Last week, Julie Hotchkiss, an economist with the Federal Reserve Bank of Atlanta, presented her new study which found that illegal aliens in the workforce “exert a downward pressure on wages for other workers,” but insisted that the amount is “negligible overall.” Uncharacteristically for an academic touting her work, Hotchkiss downplayed the significance of her report. She said no one should really be concerned about the results of her study because it was based on a “fairly small sample” of illegal alien workers in Georgia (FAIR question – Why conduct a report based on what you consider to be an unrepresentative sample, and why release a report if you don’t think the results are significant?). And while there is a “negative overall impact for workers whose employers hire [illegal] workers,” on average it is “only $56 a year, but there is a lot of variation across sectors.” In some sectors, the wages of legal workers were found to be lowered by as much as $700 a year, but that was not cause for concern, at least for Hotchkiss.

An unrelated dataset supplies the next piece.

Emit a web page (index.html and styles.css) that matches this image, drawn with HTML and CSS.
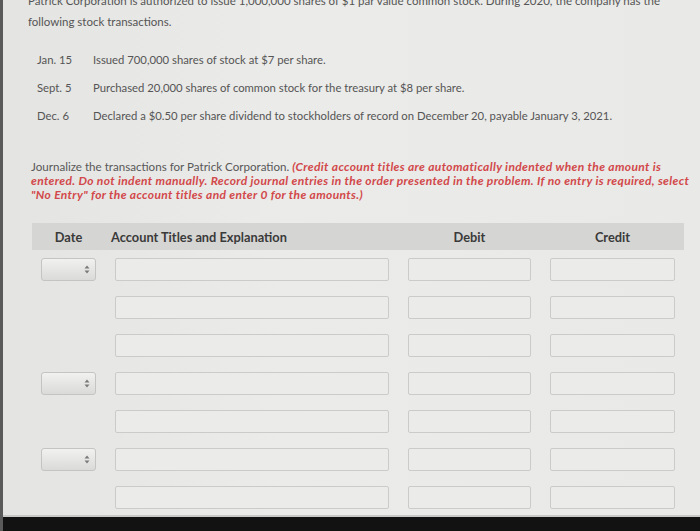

I would imagine those who have had their wages lowered wouldn’t agree that the effect has been negligible. What Hotchkiss also failed to address in her presentation is that illegal immigration has heavily contributed to wage stagnation in many low-skill occupations. Blue collar workers have not seen their real wages increase since the 1970s. The stagnation of blue collar wages has been driving the increasing income inequality that gets so much attention by politicians and pundits, most of whom ignore the immigration component.
But at least Hotchkiss and the Atlanta Fed are taking a step in the right direction by acknowledging the obvious. In 2010, the San Francisco Fed published a report by Giovanni Peri, despite the fact that his work had been roundly discredited by other economists who have examined his methodology. Peri claimed that illegal immigration does not “diminish the employment opportunities of U.S.-born workers,” but instead “creates favorable conditions for all U.S. workers.”
Hotchkiss may qualify her findings by saying that the negative impacts of illegal immigration on American workers is “negligible,” but this latest study is progress nonetheless.